Former driver and current NBC analyst Jeff Burton said there is a misconception that the overarching interest of the television industry is self-serving.

“Most people have this perspective that TV only cares about TV. That’s the furthest from the truth,” Burton said. “NBC and, I believe, Fox as well, want races sold out. They want the energy, the buzz. They want the things when NASCAR was at its highest point. They want that back.”

As for the melding boundary between competition and entertainment, even in a sport in which fans and competitors regularly debate the quality of “the show,” Johnson is not concerned.

“I’m kind of frustrated everybody didn’t get in a room somewhere and do this 20 years ago,” he said.

The entire sports entertainment industry is grappling with some variation of the same problem, which is compounded by a new culture of instant access to live streaming or highlights without the hours-long commitment to traditional broadcast windows.

Ratings for the NFL dropped 8% in 2016, but Mulvihill told SportsBusiness Journal the dip was reflective of less time spent watching as the number of viewers actually increased. A 13% drop in viewership time almost vanished after the presidential election, he noted.

Similar woes in other sports properties have led to attempts at shortening or stoking the product, such as Major League Baseball’s much-maligned trial balloon of starting extra innings with a runner on second base.

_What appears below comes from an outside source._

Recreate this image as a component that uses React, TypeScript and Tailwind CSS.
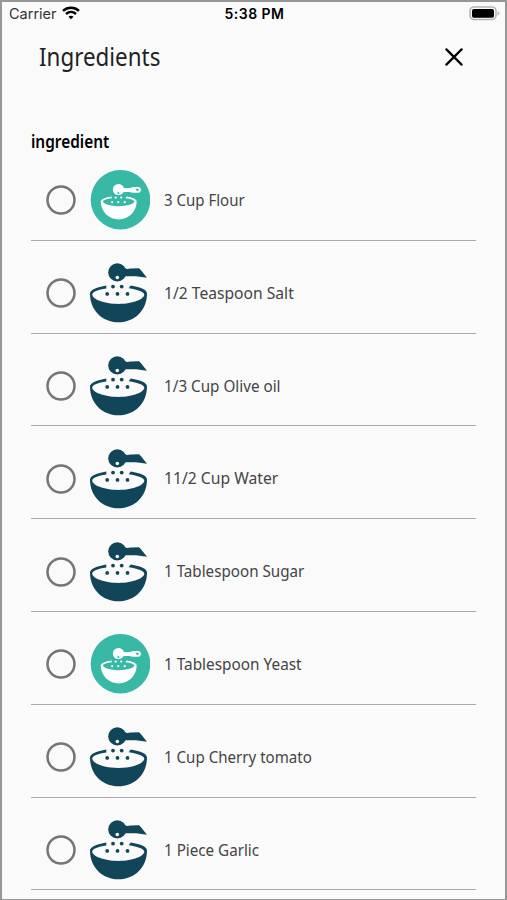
const ingredients = [
  { label: "3 Cup Flour", round: true, fit: "scale-x-[0.91]" },
  { label: "1/2 Teaspoon Salt", round: false, fit: "scale-x-[0.948]" },
  { label: "1/3 Cup Olive oil", round: false, fit: "scale-x-[0.923]" },
  { label: "11/2 Cup Water", round: false, fit: "scale-x-[0.951]" },
  { label: "1 Tablespoon Sugar", round: false, fit: "scale-x-[0.92]" },
  { label: "1 Tablespoon Yeast", round: true, fit: "scale-x-[0.93]" },
  { label: "1 Cup Cherry tomato", round: false, fit: "scale-x-[0.915]" },
  { label: "1 Piece Garlic", round: false, fit: "scale-x-[0.92]" },
];

function RoundBowl() {
  return (
    <svg width="60" height="60" viewBox="0 0 60 60" className="shrink-0">
      <circle cx="30.5" cy="29.8" r="29.8" fill="#38b9a6" />
      <circle cx="28.5" cy="19.5" r="5.6" fill="#fff" />
      <path d="M32 18.2L40 17.9L43 16.9H48A2.9 2.9 0 0 1 48 22.7H43L39 21.9H32Z" fill="#fff" />
      <circle cx="47.4" cy="19.7" r="1.3" fill="#38b9a6" />
      <circle cx="28.4" cy="22.9" r="1" fill="#38b9a6" />
      <path
        d="M21.5 26.6C15 27.5 10.7 29.3 10.7 31.8C11 41.5 18.5 49.4 28.7 49.4C39 49.4 46.4 41.5 46.7 31.8C46.7 29.3 42.5 27.5 36.5 26.6L35.5 28.2C41 28.8 44.3 30 44.3 31.5C44.3 34 37.3 36.2 28.7 36.2S13.1 34 13.1 31.5C13.1 30 16.5 28.8 22 28.2Z"
        fill="#fff"
      />
      <g fill="#fff">
        <circle cx="25.7" cy="27.6" r="1.1" />
        <circle cx="31.2" cy="27.6" r="1.1" />
        <circle cx="22.2" cy="32.2" r="1.1" />
        <circle cx="28.3" cy="32.2" r="1.1" />
        <circle cx="34.7" cy="32.2" r="1.1" />
      </g>
    </svg>
  );
}

function DarkBowl() {
  return (
    <svg width="60" height="60" viewBox="0 0 60 60" className="shrink-0">
      <g fill="#114559">
        <circle cx="27.3" cy="9.4" r="9.1" />
        <path d="M35 5.2L37 5.9L41 5.4L49 5.2L51 7.2L57 14.7L46 13.3L35 13.2Z" />
        <path d="M16.3 22.4C7 24 0 26.6 0 30.5C0 47 12 59.3 28.5 59.3S57 47 57 30.5C57 26.6 51 24 40.7 22.4L38.7 25.2C48 26.6 54.3 28.8 54.3 31.6C54.3 36 43.5 41 28.5 41S2.2 36 2.2 31.6C2.2 28.8 8 26.6 16.3 25.4Z" />
        <circle cx="23" cy="23.6" r="1.9" />
        <circle cx="31.7" cy="23.6" r="1.9" />
        <circle cx="17.2" cy="30.9" r="1.9" />
        <circle cx="27.5" cy="30.9" r="1.9" />
        <circle cx="37.5" cy="30.9" r="1.9" />
      </g>
      <circle cx="27.3" cy="14.5" r="1.8" fill="#fafafa" />
    </svg>
  );
}

export default function App() {
  return (
    <div className="h-[900px] w-[507px] overflow-hidden border-2 border-b border-[#969696] bg-[#fafafa] font-['Noto_Sans',sans-serif]">
      <div className="flex h-[23px] items-center justify-between pl-[7px] pr-[5px] font-['Inter',sans-serif] text-black">
        <div className="flex w-[180px] items-center gap-[6px]">
          <span className="w-[47px] whitespace-nowrap text-[14.5px] text-[#333]">Carrier</span>
          <svg width="18" height="14" viewBox="0 0 18 14" className="-translate-y-[1px]" fill="none" stroke="#000" strokeWidth="2.5">
            <path d="M1 4.8C5.5 .7 12.5 .7 17 4.8" />
            <path d="M4 8C7 5.3 11 5.3 14 8" />
            <path d="M6.5 10.7C8 9.5 10 9.5 11.5 10.7L9 13.2Z" fill="#000" stroke="none" />
          </svg>
        </div>
        <span className="text-[14px] font-semibold tracking-[0.45px]">5:38 PM</span>
        <div className="flex w-[180px] justify-end">
          <svg width="31" height="15" viewBox="0 0 31 15">
            <rect x="1" y="1" width="26" height="12.5" rx="4" fill="#fafafa" stroke="#b5b5b5" strokeWidth="1.6" />
            <rect x="3" y="3" width="22" height="8.7" rx="1.8" fill="#000" />
            <path d="M28.6 5V9.5Q30.5 8.7 30.5 7.2T28.6 5Z" fill="#b5b5b5" />
          </svg>
        </div>
      </div>

      <header className="flex h-[63px] items-center justify-between pl-[37px] pr-[42px] text-[#222]">
        <h1 className="origin-left scale-x-[0.895] text-[25px]">Ingredients</h1>
        <svg width="18" height="18" viewBox="0 0 18 18" stroke="#000" strokeWidth="2.2" strokeLinecap="round">
          <path d="M1.4 1.4L16.6 16.6M16.6 1.4L1.4 16.6" />
        </svg>
      </header>

      <main className="mx-[29px]">
        <div className="h-[60px] pt-[40px] text-black">
          <h2 className="w-max origin-left scale-x-[0.855] text-[18px] font-semibold">ingredient</h2>
        </div>
        {ingredients.map((item) => (
          <div key={item.label} className="flex h-[92.8px] items-center border-b border-[#a9a9a9] pl-[15px] pt-[13px]">
            <svg width="30" height="30" viewBox="0 0 30 30" className="shrink-0">
              <circle cx="15" cy="15" r="13.5" fill="none" stroke="#757575" strokeWidth="2.5" />
            </svg>
            <div className="ml-[14px] mr-[14px]">{item.round ? <RoundBowl /> : <DarkBowl />}</div>
            <span className={"origin-left whitespace-nowrap text-[16.5px] text-[#444] " + item.fit}>{item.label}</span>
          </div>
        ))}
      </main>
    </div>
  );
}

And so NASCAR makes its move, with the industry hoping to recapture the magnetism of that sunny day in Daytona Beach when two race cars crashed and two brothers fought with an angry counterpart wielding a helmet. It is statistically verifiable that racing is infinitely more competitive now than that day in 1979, when only winner Richard Petty, Darrell Waltrip and A.J. Foyt finished on the lead lap.

“I think this is the right play,” Flood said. “Everyone is on board, knowing this is an opportunity to make a 400-lap event more dramatic.”

NASCAR needs its television moment again.